A new US law has given a major boost to rare earths miners such as Arafura
Mining & Resources
Special Report: The US has banned the purchase of rare earth magnets from a range of countries — and that’s set to benefit rare earths miners outside China.
A little-known part of the John S. McCain National Defense Authorisation Act passed in August prevents the US military from buying rare earth magnets from countries including China, Russia, North Korea and Iran.
The law was named after the highly-respected Arizona Senator who passed away last week.
The US Government wants to end a strategic vulnerability of relying on foreign states for critical minerals.
The problem is that China accounts for around 85 per cent of rare earths mined globally and produces 90 per cent of rare earth magnets – in 2016 the US imported 91 per cent of its rare earth magnets from China.
The magnets are used in the automotive, renewable energy, aerospace, robotics, telecommunications and healthcare industries, as well as in the traction motors of hybrid and electric vehicles (EV).
The US is trying to secure the supply of strategic materials and has named 35 minerals, including rare earths, cobalt, lithium, vanadium and uranium, as “critical to the economic and national security of the US” and vulnerable to disruption in supply, according to the USGS.
The law specifically targets NdFeB (neodymium iron boron) and SmCo (samarium cobalt) rare earth magnets.
Neodymium and praseodymium (NdPr) are the key rare earths used in the production of ultra-strong NdFeB permanent magnets.
Australian rare earths developer Arafura Resources (ASX:ARU) says heavy investment by China in NdPr processing and magnet technology and manufacturing over the decades has led to limited non-Chinese capacity.
Arafura Managing Director Gavin Lockyer says China has driven the global search for lithium in order to feed its lithium-ion battery hunger – it 2017 it produced just 3000 tonnes of the stuff yet consumed about half of global supply.
China’s aggressive moves to secure battery metals supply has now forced Japanese, Korean and European EV manufacturers to similarly act to secure their supply requirements.
But the fact that China already had plentiful NdPr raw materials for magnets may have lulled Western EV companies into a false sense of security.
The new US defence act provides a wakeup call of sorts.
The US Department of Defense is now desperately seeking approved magnet supply as only 10 per cent of global supply comes from outside China.
“The shortfall in sanctioned magnet production has the potential to support elevated NdPr prices as global supply struggles to satisfy demand and the deficit widens,” Mr Lockyer says.
The US first became aware of its military dependence on rare earths from China in 2010, when that country put a temporary embargo on exports.
Already car makers like Tesla are in the firing line: it has just declared it will be using NdFeB magnets in its Model 3 cars for improved efficiency and performance.
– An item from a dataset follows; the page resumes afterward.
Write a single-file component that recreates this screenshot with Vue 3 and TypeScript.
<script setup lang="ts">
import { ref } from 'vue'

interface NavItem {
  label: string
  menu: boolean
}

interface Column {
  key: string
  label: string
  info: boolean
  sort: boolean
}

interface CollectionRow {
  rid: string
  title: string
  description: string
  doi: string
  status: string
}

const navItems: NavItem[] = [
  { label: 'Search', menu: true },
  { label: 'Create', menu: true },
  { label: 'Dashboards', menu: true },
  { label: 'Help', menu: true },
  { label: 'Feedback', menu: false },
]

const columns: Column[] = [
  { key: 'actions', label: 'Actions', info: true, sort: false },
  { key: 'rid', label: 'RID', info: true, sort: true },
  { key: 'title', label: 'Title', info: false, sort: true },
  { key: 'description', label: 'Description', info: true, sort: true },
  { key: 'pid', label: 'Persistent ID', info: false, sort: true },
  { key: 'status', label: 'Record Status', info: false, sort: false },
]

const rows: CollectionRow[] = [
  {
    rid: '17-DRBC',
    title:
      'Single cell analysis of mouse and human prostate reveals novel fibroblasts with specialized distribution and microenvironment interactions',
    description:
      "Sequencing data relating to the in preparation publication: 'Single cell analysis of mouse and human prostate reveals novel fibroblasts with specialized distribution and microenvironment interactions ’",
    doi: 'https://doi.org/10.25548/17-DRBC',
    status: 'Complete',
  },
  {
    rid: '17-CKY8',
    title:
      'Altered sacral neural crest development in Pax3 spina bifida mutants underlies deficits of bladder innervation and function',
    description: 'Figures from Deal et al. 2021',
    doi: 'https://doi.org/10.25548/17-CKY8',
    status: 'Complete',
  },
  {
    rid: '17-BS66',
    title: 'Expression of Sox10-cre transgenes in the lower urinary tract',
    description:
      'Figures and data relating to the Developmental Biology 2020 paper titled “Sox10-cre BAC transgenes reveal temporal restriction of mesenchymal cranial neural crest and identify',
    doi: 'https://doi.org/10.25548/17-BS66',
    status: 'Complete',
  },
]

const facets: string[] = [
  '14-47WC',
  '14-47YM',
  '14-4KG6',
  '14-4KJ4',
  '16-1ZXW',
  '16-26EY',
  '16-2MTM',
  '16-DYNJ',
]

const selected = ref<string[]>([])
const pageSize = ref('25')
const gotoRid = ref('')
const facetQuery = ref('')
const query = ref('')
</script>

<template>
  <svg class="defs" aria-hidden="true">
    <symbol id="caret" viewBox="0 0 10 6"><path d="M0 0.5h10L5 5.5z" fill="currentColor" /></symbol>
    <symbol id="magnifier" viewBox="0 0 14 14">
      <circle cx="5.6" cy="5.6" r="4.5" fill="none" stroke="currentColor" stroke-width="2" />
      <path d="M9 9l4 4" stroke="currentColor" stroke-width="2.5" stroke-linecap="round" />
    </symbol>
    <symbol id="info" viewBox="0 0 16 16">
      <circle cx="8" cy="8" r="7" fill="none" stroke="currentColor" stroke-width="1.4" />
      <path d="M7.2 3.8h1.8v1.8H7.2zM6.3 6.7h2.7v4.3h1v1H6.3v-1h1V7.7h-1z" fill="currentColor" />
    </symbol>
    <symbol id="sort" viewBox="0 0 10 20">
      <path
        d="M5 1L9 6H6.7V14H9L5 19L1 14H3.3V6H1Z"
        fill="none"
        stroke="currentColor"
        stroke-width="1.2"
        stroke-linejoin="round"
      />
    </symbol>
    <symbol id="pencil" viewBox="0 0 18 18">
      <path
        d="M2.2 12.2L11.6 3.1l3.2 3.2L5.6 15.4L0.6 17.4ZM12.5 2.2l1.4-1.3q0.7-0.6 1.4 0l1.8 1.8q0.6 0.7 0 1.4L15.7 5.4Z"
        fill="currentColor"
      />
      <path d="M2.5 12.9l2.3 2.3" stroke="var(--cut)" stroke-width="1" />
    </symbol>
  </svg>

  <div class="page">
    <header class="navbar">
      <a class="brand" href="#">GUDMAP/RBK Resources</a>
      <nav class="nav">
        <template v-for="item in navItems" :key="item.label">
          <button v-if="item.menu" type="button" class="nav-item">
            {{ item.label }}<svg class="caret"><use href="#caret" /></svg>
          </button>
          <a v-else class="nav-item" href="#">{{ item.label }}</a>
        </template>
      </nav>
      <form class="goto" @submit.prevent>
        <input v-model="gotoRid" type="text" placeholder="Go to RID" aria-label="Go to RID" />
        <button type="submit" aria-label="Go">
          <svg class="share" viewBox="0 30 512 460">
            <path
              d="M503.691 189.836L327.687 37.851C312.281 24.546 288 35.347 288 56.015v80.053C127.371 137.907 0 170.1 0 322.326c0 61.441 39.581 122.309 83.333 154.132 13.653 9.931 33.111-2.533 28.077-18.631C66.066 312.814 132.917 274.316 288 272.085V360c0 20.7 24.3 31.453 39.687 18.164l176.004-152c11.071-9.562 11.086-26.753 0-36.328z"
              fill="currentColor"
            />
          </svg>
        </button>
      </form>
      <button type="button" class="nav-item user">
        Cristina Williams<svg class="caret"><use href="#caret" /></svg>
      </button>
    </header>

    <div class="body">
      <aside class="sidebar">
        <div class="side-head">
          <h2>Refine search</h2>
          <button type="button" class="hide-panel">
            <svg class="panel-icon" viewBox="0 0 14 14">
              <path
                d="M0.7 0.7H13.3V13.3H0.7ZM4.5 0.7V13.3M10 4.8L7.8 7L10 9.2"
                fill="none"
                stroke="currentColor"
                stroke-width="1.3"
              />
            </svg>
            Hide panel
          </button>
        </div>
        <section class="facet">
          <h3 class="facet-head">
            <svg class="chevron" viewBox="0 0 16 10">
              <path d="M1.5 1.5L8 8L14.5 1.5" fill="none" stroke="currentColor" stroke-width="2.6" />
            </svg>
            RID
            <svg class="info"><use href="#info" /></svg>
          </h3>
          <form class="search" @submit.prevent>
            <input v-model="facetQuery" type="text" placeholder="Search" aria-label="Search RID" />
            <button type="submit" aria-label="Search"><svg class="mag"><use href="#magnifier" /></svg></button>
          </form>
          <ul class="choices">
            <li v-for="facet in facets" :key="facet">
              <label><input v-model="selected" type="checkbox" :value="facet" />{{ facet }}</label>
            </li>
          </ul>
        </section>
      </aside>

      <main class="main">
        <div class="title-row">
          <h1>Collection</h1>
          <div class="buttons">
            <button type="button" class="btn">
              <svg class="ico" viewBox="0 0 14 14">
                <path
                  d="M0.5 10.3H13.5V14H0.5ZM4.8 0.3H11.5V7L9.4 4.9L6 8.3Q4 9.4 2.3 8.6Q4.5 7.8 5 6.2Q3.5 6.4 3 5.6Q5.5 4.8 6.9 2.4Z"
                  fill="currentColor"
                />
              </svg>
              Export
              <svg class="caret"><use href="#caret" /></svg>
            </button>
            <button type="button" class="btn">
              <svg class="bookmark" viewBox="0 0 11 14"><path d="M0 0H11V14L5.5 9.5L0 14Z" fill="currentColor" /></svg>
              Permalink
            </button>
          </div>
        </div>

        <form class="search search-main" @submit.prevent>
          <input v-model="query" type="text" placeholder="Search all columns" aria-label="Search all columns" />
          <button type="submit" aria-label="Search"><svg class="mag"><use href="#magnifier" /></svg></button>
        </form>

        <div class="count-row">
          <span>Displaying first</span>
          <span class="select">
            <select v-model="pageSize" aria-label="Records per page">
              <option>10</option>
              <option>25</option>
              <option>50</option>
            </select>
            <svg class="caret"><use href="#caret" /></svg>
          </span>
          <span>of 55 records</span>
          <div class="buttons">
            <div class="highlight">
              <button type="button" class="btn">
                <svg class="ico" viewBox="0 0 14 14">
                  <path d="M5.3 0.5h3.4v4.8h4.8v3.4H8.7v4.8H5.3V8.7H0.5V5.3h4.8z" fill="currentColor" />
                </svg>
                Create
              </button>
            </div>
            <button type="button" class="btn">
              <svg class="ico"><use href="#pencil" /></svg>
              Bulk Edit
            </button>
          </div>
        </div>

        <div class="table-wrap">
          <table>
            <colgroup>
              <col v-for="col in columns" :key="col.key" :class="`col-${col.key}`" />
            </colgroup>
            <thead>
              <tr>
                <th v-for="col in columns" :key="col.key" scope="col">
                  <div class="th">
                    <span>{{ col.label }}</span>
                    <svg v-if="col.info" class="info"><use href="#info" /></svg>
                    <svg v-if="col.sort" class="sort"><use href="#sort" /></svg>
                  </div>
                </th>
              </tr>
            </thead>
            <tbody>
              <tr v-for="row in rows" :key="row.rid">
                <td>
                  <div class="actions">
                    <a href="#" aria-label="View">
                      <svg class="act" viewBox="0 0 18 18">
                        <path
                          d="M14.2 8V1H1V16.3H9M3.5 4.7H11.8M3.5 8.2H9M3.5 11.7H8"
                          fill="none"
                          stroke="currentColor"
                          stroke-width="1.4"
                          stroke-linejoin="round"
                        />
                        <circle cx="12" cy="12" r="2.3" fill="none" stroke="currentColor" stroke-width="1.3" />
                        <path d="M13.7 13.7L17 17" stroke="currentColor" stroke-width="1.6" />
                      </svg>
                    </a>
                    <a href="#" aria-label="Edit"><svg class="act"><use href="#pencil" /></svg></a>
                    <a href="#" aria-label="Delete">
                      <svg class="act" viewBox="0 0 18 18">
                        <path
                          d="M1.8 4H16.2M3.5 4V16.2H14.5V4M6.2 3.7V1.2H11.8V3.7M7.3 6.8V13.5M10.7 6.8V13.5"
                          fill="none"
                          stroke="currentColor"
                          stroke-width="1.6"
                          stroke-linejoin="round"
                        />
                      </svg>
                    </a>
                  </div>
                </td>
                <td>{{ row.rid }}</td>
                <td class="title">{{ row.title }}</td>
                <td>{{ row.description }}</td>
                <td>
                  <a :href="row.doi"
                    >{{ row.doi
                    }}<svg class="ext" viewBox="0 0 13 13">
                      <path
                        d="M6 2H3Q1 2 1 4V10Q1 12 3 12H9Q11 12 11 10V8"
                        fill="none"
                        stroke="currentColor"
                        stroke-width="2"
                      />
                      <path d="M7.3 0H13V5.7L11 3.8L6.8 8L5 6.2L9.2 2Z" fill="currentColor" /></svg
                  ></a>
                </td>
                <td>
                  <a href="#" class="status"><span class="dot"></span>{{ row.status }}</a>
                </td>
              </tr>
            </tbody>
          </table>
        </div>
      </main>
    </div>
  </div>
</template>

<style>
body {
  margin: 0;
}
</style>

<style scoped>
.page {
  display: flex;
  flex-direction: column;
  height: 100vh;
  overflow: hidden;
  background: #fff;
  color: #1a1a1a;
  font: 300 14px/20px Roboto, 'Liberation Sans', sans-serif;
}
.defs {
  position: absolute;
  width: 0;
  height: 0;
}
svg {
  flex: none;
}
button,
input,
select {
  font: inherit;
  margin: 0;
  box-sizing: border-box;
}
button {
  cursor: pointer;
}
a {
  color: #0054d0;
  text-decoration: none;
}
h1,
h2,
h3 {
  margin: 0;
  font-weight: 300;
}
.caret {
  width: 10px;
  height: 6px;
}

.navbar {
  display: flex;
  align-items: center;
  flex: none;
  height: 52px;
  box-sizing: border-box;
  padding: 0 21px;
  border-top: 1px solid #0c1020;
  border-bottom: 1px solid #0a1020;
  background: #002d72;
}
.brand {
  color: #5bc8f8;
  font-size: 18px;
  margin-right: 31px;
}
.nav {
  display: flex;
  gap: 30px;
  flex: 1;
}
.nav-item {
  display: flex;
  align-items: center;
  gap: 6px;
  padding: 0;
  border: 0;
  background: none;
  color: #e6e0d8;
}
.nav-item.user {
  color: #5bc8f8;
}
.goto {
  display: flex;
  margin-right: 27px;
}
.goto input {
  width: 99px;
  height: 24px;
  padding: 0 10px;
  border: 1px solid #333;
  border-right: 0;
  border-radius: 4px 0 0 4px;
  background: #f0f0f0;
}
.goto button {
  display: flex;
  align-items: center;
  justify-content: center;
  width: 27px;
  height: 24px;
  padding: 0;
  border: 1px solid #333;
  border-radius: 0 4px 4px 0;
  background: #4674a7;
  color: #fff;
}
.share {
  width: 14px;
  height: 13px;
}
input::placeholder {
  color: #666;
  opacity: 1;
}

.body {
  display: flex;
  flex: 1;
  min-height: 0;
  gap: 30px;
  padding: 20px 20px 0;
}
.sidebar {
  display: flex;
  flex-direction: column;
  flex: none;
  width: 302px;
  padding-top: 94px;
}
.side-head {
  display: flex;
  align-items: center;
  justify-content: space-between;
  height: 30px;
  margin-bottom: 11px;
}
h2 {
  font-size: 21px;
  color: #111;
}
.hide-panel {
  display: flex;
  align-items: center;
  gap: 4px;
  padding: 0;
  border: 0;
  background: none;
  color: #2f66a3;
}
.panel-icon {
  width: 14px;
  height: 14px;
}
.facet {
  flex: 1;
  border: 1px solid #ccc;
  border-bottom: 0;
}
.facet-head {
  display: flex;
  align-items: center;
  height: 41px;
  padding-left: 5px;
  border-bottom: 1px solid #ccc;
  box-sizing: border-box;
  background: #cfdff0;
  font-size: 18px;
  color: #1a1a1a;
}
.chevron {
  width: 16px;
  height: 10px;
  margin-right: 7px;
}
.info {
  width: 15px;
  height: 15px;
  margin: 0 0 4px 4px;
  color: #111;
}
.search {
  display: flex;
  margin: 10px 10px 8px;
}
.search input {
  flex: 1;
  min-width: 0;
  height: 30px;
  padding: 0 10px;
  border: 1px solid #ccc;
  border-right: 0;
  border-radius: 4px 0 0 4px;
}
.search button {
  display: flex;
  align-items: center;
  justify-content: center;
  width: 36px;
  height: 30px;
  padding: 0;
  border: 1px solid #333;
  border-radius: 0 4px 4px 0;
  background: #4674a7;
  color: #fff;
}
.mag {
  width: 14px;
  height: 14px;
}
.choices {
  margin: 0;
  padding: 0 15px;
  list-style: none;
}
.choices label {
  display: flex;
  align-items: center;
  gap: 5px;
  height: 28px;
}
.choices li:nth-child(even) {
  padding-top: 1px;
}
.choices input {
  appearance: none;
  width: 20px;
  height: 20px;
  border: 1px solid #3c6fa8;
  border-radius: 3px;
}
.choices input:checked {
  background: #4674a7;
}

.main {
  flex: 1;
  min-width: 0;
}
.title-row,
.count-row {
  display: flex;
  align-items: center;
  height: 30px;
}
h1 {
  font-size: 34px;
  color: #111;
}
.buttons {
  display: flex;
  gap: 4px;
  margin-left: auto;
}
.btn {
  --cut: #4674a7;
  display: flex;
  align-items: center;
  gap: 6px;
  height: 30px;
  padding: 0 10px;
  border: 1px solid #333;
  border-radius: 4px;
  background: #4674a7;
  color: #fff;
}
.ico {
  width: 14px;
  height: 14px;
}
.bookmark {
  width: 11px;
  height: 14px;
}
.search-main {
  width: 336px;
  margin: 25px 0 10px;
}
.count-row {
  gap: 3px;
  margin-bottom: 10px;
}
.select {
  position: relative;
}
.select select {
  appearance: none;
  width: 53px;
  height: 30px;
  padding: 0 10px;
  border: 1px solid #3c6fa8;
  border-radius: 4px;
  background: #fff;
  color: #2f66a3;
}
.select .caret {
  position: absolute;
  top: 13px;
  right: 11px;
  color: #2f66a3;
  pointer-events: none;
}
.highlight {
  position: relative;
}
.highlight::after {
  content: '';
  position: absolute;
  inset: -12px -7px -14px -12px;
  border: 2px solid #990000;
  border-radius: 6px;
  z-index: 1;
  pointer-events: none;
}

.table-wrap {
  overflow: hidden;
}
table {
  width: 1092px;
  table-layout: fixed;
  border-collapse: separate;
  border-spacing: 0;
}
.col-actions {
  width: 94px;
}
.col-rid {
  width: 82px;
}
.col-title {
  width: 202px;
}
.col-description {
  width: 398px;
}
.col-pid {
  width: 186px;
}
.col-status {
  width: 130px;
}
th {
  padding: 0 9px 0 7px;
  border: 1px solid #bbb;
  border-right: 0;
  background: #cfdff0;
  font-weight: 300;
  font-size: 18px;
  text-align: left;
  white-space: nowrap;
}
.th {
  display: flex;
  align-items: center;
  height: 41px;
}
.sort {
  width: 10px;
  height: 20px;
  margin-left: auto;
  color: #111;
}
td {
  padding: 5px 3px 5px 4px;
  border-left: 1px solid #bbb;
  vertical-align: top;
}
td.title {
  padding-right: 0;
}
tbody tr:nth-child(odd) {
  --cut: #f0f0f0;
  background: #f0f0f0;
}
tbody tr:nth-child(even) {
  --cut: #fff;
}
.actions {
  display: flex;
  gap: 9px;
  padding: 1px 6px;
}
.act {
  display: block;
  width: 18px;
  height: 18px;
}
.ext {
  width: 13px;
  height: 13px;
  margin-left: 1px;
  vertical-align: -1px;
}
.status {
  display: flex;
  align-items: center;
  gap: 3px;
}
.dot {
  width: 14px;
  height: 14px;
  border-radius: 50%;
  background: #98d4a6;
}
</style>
But Arafura and many others also believe China is set to become an importer of NdPr by the early 2020s.
My Lockyer told Stockhead that China’s major magnet makers are rapidly expanding production at the same time as Chinese regulators are closing down unsustainable NdPr mining and processing operations.
The country has already started importing NdPr from the Malaysian operations of Australia’s Lynas Corp.
NdPr is the main rare earth product Arafura plans to produce from its Nolans project in the Northern Territory, which is capable of meeting 5 to 10 per cent of global demand.
The US is already a sizeable established market for Arafura’s future sales of lanthanum (La) which is used as a refining catalyst in the petroleum industry. Should the US act to re-establish supply chains to make rare earth magnets, its need for NdPr will intensify.
Demand for NdPr is expected to grow at 8 per cent each year to 2025 from the current global consumption of 33,340 tonnes.
Prices have been rising since mid-2016 as China began consolidating its industry but longer term they’re expected to keep ticking up on demand from EVs, clean energy applications, and in industrial automation.
While traditional petrol or diesel combustion engine motor vehicles each use about 700 grams of NdPr, electric or hybrid vehicles require an extra kilo.
NdPr is also a key component of the large permanent magnets used in wind turbine generators.